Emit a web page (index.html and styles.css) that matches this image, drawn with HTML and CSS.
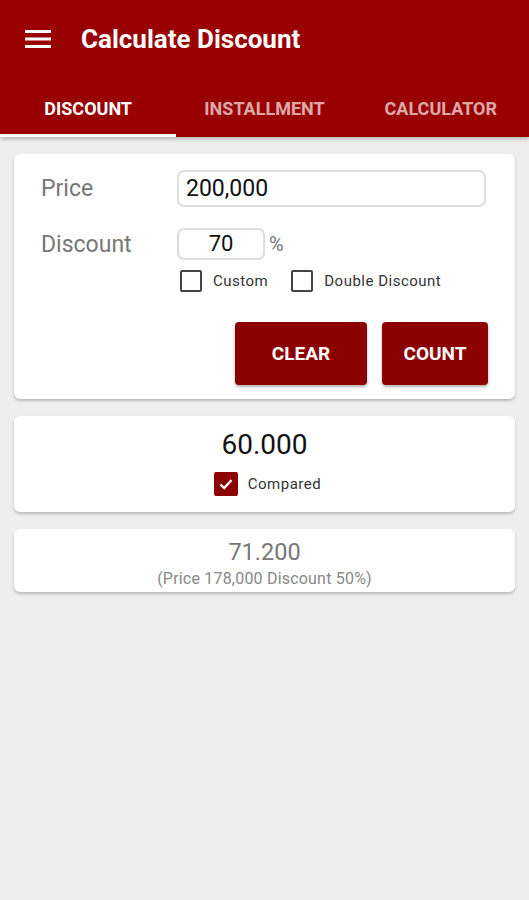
FILE: index.html
```html
<!DOCTYPE html>
<html lang="en">
<head>
  <meta charset="UTF-8">
  <meta name="viewport" content="width=device-width, initial-scale=1">
  <title>Calculate Discount</title>
  <link rel="stylesheet" href="styles.css">
</head>
<body>
  <header class="appbar">
    <div class="toolbar">
      <svg class="menu-icon" width="26" height="18" viewBox="0 0 26 18">
        <rect x="0" y="0" width="26" height="3" fill="#fff"/>
        <rect x="0" y="7.5" width="26" height="3" fill="#fff"/>
        <rect x="0" y="15" width="26" height="3" fill="#fff"/>
      </svg>
      <h1>Calculate Discount</h1>
    </div>
    <nav class="tabs">
      <div class="tab active">DISCOUNT</div>
      <div class="tab">INSTALLMENT</div>
      <div class="tab">CALCULATOR</div>
    </nav>
  </header>

  <main>
    <section class="card form-card">
      <div class="row">
        <span class="label">Price</span>
        <div class="field wide">200,000</div>
      </div>
      <div class="row">
        <span class="label">Discount</span>
        <div class="field small">70</div>
        <span class="unit">%</span>
      </div>
      <div class="checks">
        <label class="check"><span class="box"></span>Custom</label>
        <label class="check"><span class="box"></span>Double Discount</label>
      </div>
      <div class="actions">
        <button class="btn clear">CLEAR</button>
        <button class="btn count">COUNT</button>
      </div>
    </section>

    <section class="card result-card">
      <div class="result">60.000</div>
      <label class="check compared">
        <span class="box checked">
          <svg width="16" height="16" viewBox="0 0 16 16"><path d="M2.5 8.5 L6.2 12 L13.5 4" fill="none" stroke="#fff" stroke-width="2.4"/></svg>
        </span>Compared
      </label>
    </section>

    <section class="card compare-card">
      <div class="compare-value">71.200</div>
      <div class="compare-note">(Price 178,000 Discount 50%)</div>
    </section>
  </main>
</body>
</html>
```

FILE: styles.css
```css
:root {
  --primary: #990000;
  --button: #8b0000;
  --bg: #eeeeee;
  --label: #777777;
}

body {
  margin: 0;
  background-color: var(--bg);
  font-family: Roboto, "Liberation Sans", sans-serif;
  width: 529px;
  height: 900px;
  overflow: hidden;
}

.appbar {
  background-color: var(--primary);
  color: white;
  box-shadow: 0 2px 4px rgba(0,0,0,0.25);
}

.toolbar {
  height: 80px;
  display: flex;
  align-items: center;
  padding-left: 25px;
}

.menu-icon {
  margin-top: -2px;
}

.toolbar h1 {
  margin: -2px 0 0 30px;
  font-size: 26px;
  font-weight: 700;
}

.tabs {
  display: flex;
  height: 57px;
}

.tab {
  flex: 1;
  display: flex;
  align-items: center;
  justify-content: center;
  font-size: 18px;
  font-weight: 700;
  color: rgba(255,255,255,0.68);
  border-bottom: 3px solid transparent;
  box-sizing: border-box;
  padding-top: 2px;
}

.tab.active {
  color: white;
  border-bottom-color: white;
}

main {
  padding: 17px 14px 0 14px;
  display: flex;
  flex-direction: column;
  gap: 17px;
}

.card {
  background-color: white;
  border-radius: 6px;
  box-shadow: 0 2px 3px rgba(0,0,0,0.22);
}

.form-card {
  padding: 16px 27px 14px 27px;
}

.row {
  display: flex;
  align-items: center;
  margin-bottom: 21px;
}

.row:nth-child(2) {
  margin-bottom: 10px;
}

.label {
  width: 136px;
  font-size: 23px;
  color: var(--label);
}

.field {
  border: 2px solid #dddddd;
  border-radius: 7px;
  font-size: 23px;
  color: #111;
  box-sizing: border-box;
}

.field.wide {
  flex: 1;
  height: 37px;
  line-height: 33px;
  padding-left: 7px;
  margin-right: 2px;
}

.field.small {
  width: 88px;
  height: 32px;
  line-height: 28px;
  text-align: center;
  font-size: 22px;
}

.unit {
  font-size: 20px;
  color: var(--label);
  margin-left: 4px;
}

.checks {
  display: flex;
  gap: 23px;
  margin-left: 139px;
}

.check {
  display: flex;
  align-items: center;
  font-size: 15px;
  letter-spacing: 0.5px;
  color: #333;
}

.box {
  width: 18px;
  height: 18px;
  border: 2px solid #444;
  border-radius: 2px;
  margin-right: 11px;
  display: flex;
  align-items: center;
  justify-content: center;
}

.box.checked {
  background-color: var(--button);
  border-color: var(--button);
  width: 20px;
  height: 20px;
}

.actions {
  display: flex;
  justify-content: flex-end;
  gap: 15px;
  margin-top: 30px;
}

.btn {
  height: 63px;
  border: none;
  border-radius: 4px;
  background-color: var(--button);
  color: white;
  font-family: Roboto, "Liberation Sans", sans-serif;
  font-size: 19px;
  font-weight: 700;
  box-shadow: 0 2px 3px rgba(0,0,0,0.3);
}

.btn.clear {
  width: 132px;
}

.btn.count {
  width: 106px;
}

.result-card {
  height: 96px;
  display: flex;
  flex-direction: column;
  align-items: center;
  box-sizing: border-box;
  padding-top: 12px;
}

.result {
  font-size: 28px;
  color: #111;
  margin-bottom: 11px;
}

.compared {
  margin-left: 6px;
}

.compared .box {
  margin-right: 10px;
}

.compare-card {
  height: 63px;
  display: flex;
  flex-direction: column;
  align-items: center;
  box-sizing: border-box;
  padding-top: 9px;
}

.compare-value {
  font-size: 23.5px;
  color: #777;
}

.compare-note {
  font-size: 16px;
  letter-spacing: 0.2px;
  color: #888;
  margin-top: 3px;
}
```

##########

Quote the data above in full, leaving out the pictures it holds.

== Worked answer ==
Emit a web page (index.html and styles.css) that matches this image, drawn with HTML and CSS.
FILE: index.html
```html
<!DOCTYPE html>
<html lang="en">
<head>
  <meta charset="UTF-8">
  <meta name="viewport" content="width=device-width, initial-scale=1">
  <title>Calculate Discount</title>
  <link rel="stylesheet" href="styles.css">
</head>
<body>
  <header class="appbar">
    <div class="toolbar">
      <svg class="menu-icon" width="26" height="18" viewBox="0 0 26 18">
        <rect x="0" y="0" width="26" height="3" fill="#fff"/>
        <rect x="0" y="7.5" width="26" height="3" fill="#fff"/>
        <rect x="0" y="15" width="26" height="3" fill="#fff"/>
      </svg>
      <h1>Calculate Discount</h1>
    </div>
    <nav class="tabs">
      <div class="tab active">DISCOUNT</div>
      <div class="tab">INSTALLMENT</div>
      <div class="tab">CALCULATOR</div>
    </nav>
  </header>

  <main>
    <section class="card form-card">
      <div class="row">
        <span class="label">Price</span>
        <div class="field wide">200,000</div>
      </div>
      <div class="row">
        <span class="label">Discount</span>
        <div class="field small">70</div>
        <span class="unit">%</span>
      </div>
      <div class="checks">
        <label class="check"><span class="box"></span>Custom</label>
        <label class="check"><span class="box"></span>Double Discount</label>
      </div>
      <div class="actions">
        <button class="btn clear">CLEAR</button>
        <button class="btn count">COUNT</button>
      </div>
    </section>

    <section class="card result-card">
      <div class="result">60.000</div>
      <label class="check compared">
        <span class="box checked">
          <svg width="16" height="16" viewBox="0 0 16 16"><path d="M2.5 8.5 L6.2 12 L13.5 4" fill="none" stroke="#fff" stroke-width="2.4"/></svg>
        </span>Compared
      </label>
    </section>

    <section class="card compare-card">
      <div class="compare-value">71.200</div>
      <div class="compare-note">(Price 178,000 Discount 50%)</div>
    </section>
  </main>
</body>
</html>
```

FILE: styles.css
```css
:root {
  --primary: #990000;
  --button: #8b0000;
  --bg: #eeeeee;
  --label: #777777;
}

body {
  margin: 0;
  background-color: var(--bg);
  font-family: Roboto, "Liberation Sans", sans-serif;
  width: 529px;
  height: 900px;
  overflow: hidden;
}

.appbar {
  background-color: var(--primary);
  color: white;
  box-shadow: 0 2px 4px rgba(0,0,0,0.25);
}

.toolbar {
  height: 80px;
  display: flex;
  align-items: center;
  padding-left: 25px;
}

.menu-icon {
  margin-top: -2px;
}

.toolbar h1 {
  margin: -2px 0 0 30px;
  font-size: 26px;
  font-weight: 700;
}

.tabs {
  display: flex;
  height: 57px;
}

.tab {
  flex: 1;
  display: flex;
  align-items: center;
  justify-content: center;
  font-size: 18px;
  font-weight: 700;
  color: rgba(255,255,255,0.68);
  border-bottom: 3px solid transparent;
  box-sizing: border-box;
  padding-top: 2px;
}

.tab.active {
  color: white;
  border-bottom-color: white;
}

main {
  padding: 17px 14px 0 14px;
  display: flex;
  flex-direction: column;
  gap: 17px;
}

.card {
  background-color: white;
  border-radius: 6px;
  box-shadow: 0 2px 3px rgba(0,0,0,0.22);
}

.form-card {
  padding: 16px 27px 14px 27px;
}

.row {
  display: flex;
  align-items: center;
  margin-bottom: 21px;
}

.row:nth-child(2) {
  margin-bottom: 10px;
}

.label {
  width: 136px;
  font-size: 23px;
  color: var(--label);
}

.field {
  border: 2px solid #dddddd;
  border-radius: 7px;
  font-size: 23px;
  color: #111;
  box-sizing: border-box;
}

.field.wide {
  flex: 1;
  height: 37px;
  line-height: 33px;
  padding-left: 7px;
  margin-right: 2px;
}

.field.small {
  width: 88px;
  height: 32px;
  line-height: 28px;
  text-align: center;
  font-size: 22px;
}

.unit {
  font-size: 20px;
  color: var(--label);
  margin-left: 4px;
}

.checks {
  display: flex;
  gap: 23px;
  margin-left: 139px;
}

.check {
  display: flex;
  align-items: center;
  font-size: 15px;
  letter-spacing: 0.5px;
  color: #333;
}

.box {
  width: 18px;
  height: 18px;
  border: 2px solid #444;
  border-radius: 2px;
  margin-right: 11px;
  display: flex;
  align-items: center;
  justify-content: center;
}

.box.checked {
  background-color: var(--button);
  border-color: var(--button);
  width: 20px;
  height: 20px;
}

.actions {
  display: flex;
  justify-content: flex-end;
  gap: 15px;
  margin-top: 30px;
}

.btn {
  height: 63px;
  border: none;
  border-radius: 4px;
  background-color: var(--button);
  color: white;
  font-family: Roboto, "Liberation Sans", sans-serif;
  font-size: 19px;
  font-weight: 700;
  box-shadow: 0 2px 3px rgba(0,0,0,0.3);
}

.btn.clear {
  width: 132px;
}

.btn.count {
  width: 106px;
}

.result-card {
  height: 96px;
  display: flex;
  flex-direction: column;
  align-items: center;
  box-sizing: border-box;
  padding-top: 12px;
}

.result {
  font-size: 28px;
  color: #111;
  margin-bottom: 11px;
}

.compared {
  margin-left: 6px;
}

.compared .box {
  margin-right: 10px;
}

.compare-card {
  height: 63px;
  display: flex;
  flex-direction: column;
  align-items: center;
  box-sizing: border-box;
  padding-top: 9px;
}

.compare-value {
  font-size: 23.5px;
  color: #777;
}

.compare-note {
  font-size: 16px;
  letter-spacing: 0.2px;
  color: #888;
  margin-top: 3px;
}
```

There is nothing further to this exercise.